Problem description: Extract the opening line of the entries and every line after it, stopping at and including the line that contains "string; key?: string;". Do not include pictures.
===
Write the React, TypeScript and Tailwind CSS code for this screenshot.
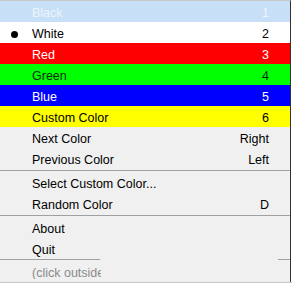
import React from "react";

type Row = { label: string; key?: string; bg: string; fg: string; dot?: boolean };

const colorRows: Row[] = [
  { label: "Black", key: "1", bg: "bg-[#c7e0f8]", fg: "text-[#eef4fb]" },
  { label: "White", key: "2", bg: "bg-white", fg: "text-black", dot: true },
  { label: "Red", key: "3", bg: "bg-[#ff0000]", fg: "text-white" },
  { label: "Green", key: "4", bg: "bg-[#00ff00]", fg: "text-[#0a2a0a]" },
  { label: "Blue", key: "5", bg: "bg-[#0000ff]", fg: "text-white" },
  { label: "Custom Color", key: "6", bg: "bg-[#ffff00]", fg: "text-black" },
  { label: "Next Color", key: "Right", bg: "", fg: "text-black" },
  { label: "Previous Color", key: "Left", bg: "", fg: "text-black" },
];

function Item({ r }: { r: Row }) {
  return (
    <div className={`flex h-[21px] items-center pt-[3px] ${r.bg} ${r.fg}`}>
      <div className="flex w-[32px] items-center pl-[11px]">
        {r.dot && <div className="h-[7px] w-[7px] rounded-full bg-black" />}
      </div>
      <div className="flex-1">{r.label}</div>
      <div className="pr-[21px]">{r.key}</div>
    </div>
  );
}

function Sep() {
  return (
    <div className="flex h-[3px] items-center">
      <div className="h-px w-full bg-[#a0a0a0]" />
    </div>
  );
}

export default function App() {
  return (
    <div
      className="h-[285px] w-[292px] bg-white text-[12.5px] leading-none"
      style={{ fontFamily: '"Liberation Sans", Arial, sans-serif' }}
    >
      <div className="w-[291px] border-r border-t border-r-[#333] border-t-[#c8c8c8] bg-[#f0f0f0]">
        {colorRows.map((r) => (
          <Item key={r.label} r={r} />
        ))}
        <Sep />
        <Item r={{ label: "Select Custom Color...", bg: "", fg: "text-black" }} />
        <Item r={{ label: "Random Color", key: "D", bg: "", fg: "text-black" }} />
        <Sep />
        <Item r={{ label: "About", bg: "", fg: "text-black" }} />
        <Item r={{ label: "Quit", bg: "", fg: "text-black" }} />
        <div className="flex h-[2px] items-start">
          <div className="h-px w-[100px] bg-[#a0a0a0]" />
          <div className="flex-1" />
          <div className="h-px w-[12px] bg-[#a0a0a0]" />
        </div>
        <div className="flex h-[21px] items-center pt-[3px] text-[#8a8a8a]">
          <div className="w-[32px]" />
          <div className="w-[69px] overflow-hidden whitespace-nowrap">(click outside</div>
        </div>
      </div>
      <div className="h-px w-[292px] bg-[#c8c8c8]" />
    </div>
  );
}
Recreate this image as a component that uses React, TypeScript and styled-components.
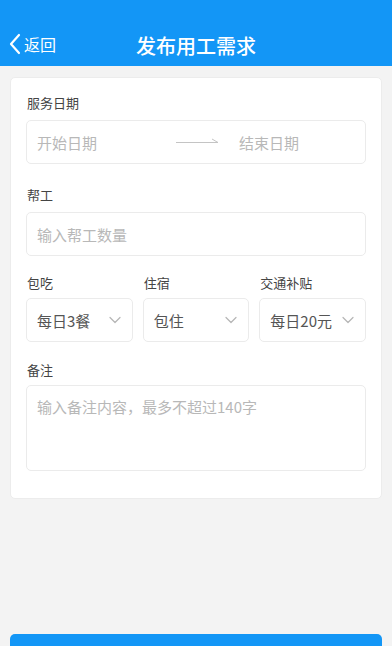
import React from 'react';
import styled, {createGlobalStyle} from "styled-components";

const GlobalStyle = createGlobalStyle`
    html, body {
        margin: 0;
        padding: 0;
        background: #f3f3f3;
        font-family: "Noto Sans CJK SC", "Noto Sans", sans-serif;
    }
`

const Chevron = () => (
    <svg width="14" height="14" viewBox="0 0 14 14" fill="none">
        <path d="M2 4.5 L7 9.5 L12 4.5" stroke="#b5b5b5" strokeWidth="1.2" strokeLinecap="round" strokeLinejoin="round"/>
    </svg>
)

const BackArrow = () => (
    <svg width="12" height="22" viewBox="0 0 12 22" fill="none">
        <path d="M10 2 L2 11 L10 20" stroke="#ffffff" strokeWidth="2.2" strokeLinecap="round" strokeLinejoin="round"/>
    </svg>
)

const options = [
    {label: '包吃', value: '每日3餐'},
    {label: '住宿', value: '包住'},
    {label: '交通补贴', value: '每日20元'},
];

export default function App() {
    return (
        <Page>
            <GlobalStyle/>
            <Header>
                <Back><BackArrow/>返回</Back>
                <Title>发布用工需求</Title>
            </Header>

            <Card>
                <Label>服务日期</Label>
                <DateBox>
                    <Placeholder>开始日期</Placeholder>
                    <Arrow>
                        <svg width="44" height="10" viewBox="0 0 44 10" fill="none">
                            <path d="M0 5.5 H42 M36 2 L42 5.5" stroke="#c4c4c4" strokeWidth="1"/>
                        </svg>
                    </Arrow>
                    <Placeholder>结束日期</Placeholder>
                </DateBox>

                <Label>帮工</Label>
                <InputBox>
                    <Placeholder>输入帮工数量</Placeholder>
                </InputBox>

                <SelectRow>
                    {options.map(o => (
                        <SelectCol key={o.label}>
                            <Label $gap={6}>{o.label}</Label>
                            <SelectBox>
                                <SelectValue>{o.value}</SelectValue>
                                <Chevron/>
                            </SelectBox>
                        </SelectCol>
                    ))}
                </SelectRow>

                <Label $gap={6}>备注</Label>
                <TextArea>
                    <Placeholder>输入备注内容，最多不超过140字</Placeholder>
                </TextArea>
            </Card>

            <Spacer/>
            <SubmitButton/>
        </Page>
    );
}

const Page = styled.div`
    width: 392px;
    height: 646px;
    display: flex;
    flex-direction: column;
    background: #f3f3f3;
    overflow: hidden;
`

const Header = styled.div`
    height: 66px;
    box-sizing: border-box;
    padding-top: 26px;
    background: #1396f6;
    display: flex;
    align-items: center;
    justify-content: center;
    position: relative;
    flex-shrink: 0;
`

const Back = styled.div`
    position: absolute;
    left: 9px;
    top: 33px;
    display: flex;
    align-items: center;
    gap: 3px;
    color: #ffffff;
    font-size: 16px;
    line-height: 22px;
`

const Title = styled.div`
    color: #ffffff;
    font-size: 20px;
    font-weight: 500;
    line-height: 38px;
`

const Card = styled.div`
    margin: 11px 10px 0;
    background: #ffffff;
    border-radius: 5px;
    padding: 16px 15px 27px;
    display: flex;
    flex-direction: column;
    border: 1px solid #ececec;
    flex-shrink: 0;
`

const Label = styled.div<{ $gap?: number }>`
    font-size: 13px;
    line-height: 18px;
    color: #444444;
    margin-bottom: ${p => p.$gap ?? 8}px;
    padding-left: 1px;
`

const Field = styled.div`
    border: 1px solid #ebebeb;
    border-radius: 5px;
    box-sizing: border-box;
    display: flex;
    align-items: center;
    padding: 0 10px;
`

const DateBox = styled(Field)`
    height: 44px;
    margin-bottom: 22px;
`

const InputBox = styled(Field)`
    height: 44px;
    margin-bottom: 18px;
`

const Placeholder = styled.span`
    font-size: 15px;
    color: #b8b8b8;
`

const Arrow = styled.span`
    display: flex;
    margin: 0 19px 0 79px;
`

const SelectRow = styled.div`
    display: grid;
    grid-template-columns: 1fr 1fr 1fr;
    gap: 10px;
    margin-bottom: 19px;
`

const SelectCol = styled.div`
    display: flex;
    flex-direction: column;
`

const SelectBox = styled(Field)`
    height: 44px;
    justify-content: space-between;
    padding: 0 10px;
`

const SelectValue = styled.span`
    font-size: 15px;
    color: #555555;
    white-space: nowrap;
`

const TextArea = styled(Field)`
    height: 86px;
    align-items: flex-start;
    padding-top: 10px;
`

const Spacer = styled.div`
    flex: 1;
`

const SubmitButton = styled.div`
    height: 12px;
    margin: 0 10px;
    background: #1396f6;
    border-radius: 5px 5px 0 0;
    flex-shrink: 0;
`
===
Exercise output:
Write the React, TypeScript and Tailwind CSS code for this screenshot.
import React from "react";

type Row = { label: string; key?: string; bg: string; fg: string; dot?: boolean };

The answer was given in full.